A “wossname” good time! Wyrd Sisters is Terry Pratchett’s parody of Shakespeare in which he takes Macbeth, Hamlet and King Lear and gives them the Discworld treatment. In this novel, the witches Granny Weatherwax, Nanny Ogg, and Magrat Garlick get involved in politics (which witches really shouldn’t do!) after an evil duke murders his cousin, the king of Lancre.

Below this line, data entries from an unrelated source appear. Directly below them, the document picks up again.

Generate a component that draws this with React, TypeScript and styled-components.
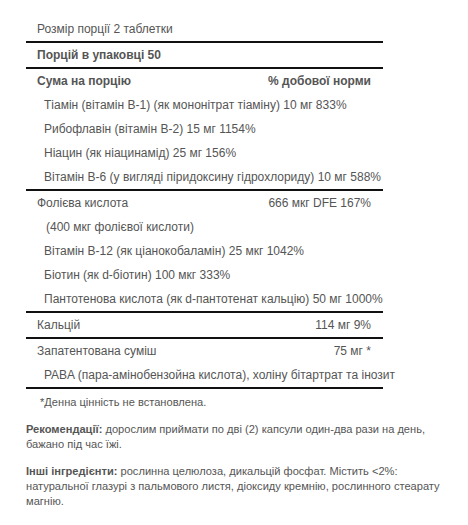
import styled, { createGlobalStyle } from "styled-components";

const Global = createGlobalStyle`
    body{
        margin: 0;
        background: #fff;
        font-family: "Liberation Sans", Arial, sans-serif;
        font-size: 12px;
        color: #555;
    }
`

const Wrapper = styled.div`
    padding: 17px 0 0 26px;
    width: 440px;
`

const Table = styled.div`
    width: 357px;
    display: flex;
    flex-direction: column;
`

const Group = styled.div<{ $line?: boolean }>`
    display: flex;
    flex-direction: column;
    border-bottom: ${p => (p.$line ? "2px solid #111" : "none")};
`

const Row = styled.div<{ $indent?: number; $bold?: boolean }>`
    height: 24px;
    display: flex;
    align-items: center;
    justify-content: space-between;
    padding: 0 12px 0 ${p => 11 + (p.$indent ?? 0)}px;
    font-weight: ${p => (p.$bold ? "bold" : "normal")};
    white-space: nowrap;
`

const Footnote = styled.p`
    margin: 6px 0 0 14px;
    font-size: 11.1px;
    line-height: 15px;
`

const Para = styled.p`
    margin: 12px 0 0;
    font-size: 11.1px;
    line-height: 15px;
    white-space: nowrap;
`

export default function App(){
    return(
        <Wrapper>
            <Global/>
            <Table>
                <Group $line>
                    <Row>Розмір порції 2 таблетки</Row>
                </Group>
                <Group $line>
                    <Row $bold>Порцій в упаковці 50</Row>
                </Group>
                <Group $line>
                    <Row $bold><span>Сума на порцію</span><span>% добової норми</span></Row>
                    <Row $indent={7}>Тіамін (вітамін B-1) (як мононітрат тіаміну) 10 мг 833%</Row>
                    <Row $indent={7}>Рибофлавін (вітамін B-2) 15 мг 1154%</Row>
                    <Row $indent={7}>Ніацин (як ніацинамід) 25 мг 156%</Row>
                    <Row $indent={7}>Вітамін B-6 (у вигляді піридоксину гідрохлориду) 10 мг 588%</Row>
                </Group>
                <Group $line>
                    <Row><span>Фолієва кислота</span><span>666 мкг DFE 167%</span></Row>
                    <Row $indent={9}>(400 мкг фолієвої кислоти)</Row>
                    <Row $indent={7}>Вітамін B-12 (як ціанокобаламін) 25 мкг 1042%</Row>
                    <Row $indent={7}>Біотин (як d-біотин) 100 мкг 333%</Row>
                    <Row $indent={7}>Пантотенова кислота (як d-пантотенат кальцію) 50 мг 1000%</Row>
                </Group>
                <Group $line>
                    <Row><span>Кальцій</span><span>114 мг 9%</span></Row>
                </Group>
                <Group $line>
                    <Row><span>Запатентована суміш</span><span>75 мг *</span></Row>
                    <Row $indent={7}>PABA (пара-амінобензойна кислота), холіну бітартрат та інозит</Row>
                </Group>
            </Table>
            <Footnote>*Денна цінність не встановлена.</Footnote>
            <Para>
                <b>Рекомендації:</b> дорослим приймати по дві (2) капсули один-два рази на день,<br/>
                бажано під час їжі.
            </Para>
            <Para>
                <b>Інші інгредієнти:</b> рослинна целюлоза, дикальцій фосфат. Містить &lt;2%:<br/>
                натуральної глазурі з пальмового листя, діоксиду кремнію, рослинного стеарату<br/>
                магнію.
            </Para>
        </Wrapper>
    )
}
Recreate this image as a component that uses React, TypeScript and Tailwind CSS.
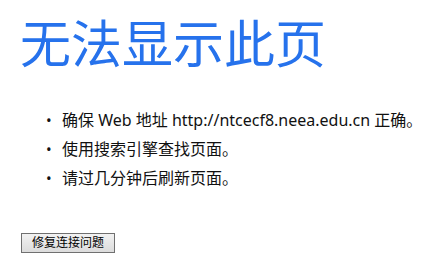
export default function App() {
  const items = [
    "确保 Web 地址 http://ntcecf8.neea.edu.cn 正确。",
    "使用搜索引擎查找页面。",
    "请过几分钟后刷新页面。",
  ];

  return (
    <div className="w-[433px] h-[269px] bg-white overflow-hidden font-['Noto_Sans','Noto_Sans_CJK_SC',sans-serif]">
      <div className="pl-[20px] pt-[12px]">
        <h1 className="text-[51px] leading-[62px] text-[#2672ec] font-normal">无法显示此页</h1>
      </div>

      <ul className="mt-[36px] pl-[46px] flex flex-col gap-[9px] text-[16px] leading-[20px] text-[#111]">
        {items.map((t) => (
          <li key={t} className="flex items-center">
            <span className="w-[16px] text-[15px]">•</span>
            <span>{t}</span>
          </li>
        ))}
      </ul>

      <div className="pl-[21px] mt-[41px]">
        <button className="w-[94px] h-[20px] border border-[#707070] bg-gradient-to-b from-[#f2f2f2] to-[#dcdcdc] text-[12px] leading-[18px] text-black">
          修复连接问题
        </button>
      </div>
    </div>
  );
}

The plot itself is a fairly straightforward mashup of the aforementioned Shakespeare works, but where Wyrd Sisters packs a punch is in its characters, worldbuilding, and humor. The more Discworld I read, the more impressed I am with Pratchett’s ability to make this absurd world feel so lived in and packed with little details. In almost every one of the six entries I have read so far, he finds a different way to describe the Disc’s geography, politics, and the city of Ankh-Morpork. It would be easy to discount Pratchett because of Discworld’s silliness, but as Wyrd Sisters shows, the man had a deep comprehension of literature, the English language, and human nature.
Even when the story itself is merely passable, it’s worth reading these books to spend time with the characters. The diversions to Tomjohn’s theater troupe in Ankh Morpork are definitely the weak point in this novel, but the time spent with the witches and the other denizens of the bleak kingdom of Lancre was time well-spent. The scene where Nanny Ogg is being tortured in the castle dungeon is hilarious, her pet cat Greebo is the ultimate hyperbolic depiction of a witch’s black cat, and the contrast between Ogg’s raunchiness and Granny’s propriety makes for hilarious banter. The Fool serves as a perfect vessel for Pratchett to poke fun at Shakespeare’s archaic prose. The fact that none of the other characters can understand The Fool when he says “n’uncle,” “i’faith,” and “prithee” is hilarious and deeply relatable to anyone who struggled with Shakespeare in school.
Six books in (in publication order), Wyrd Sisters is a close second only to Mort in my Discworld journey thus far.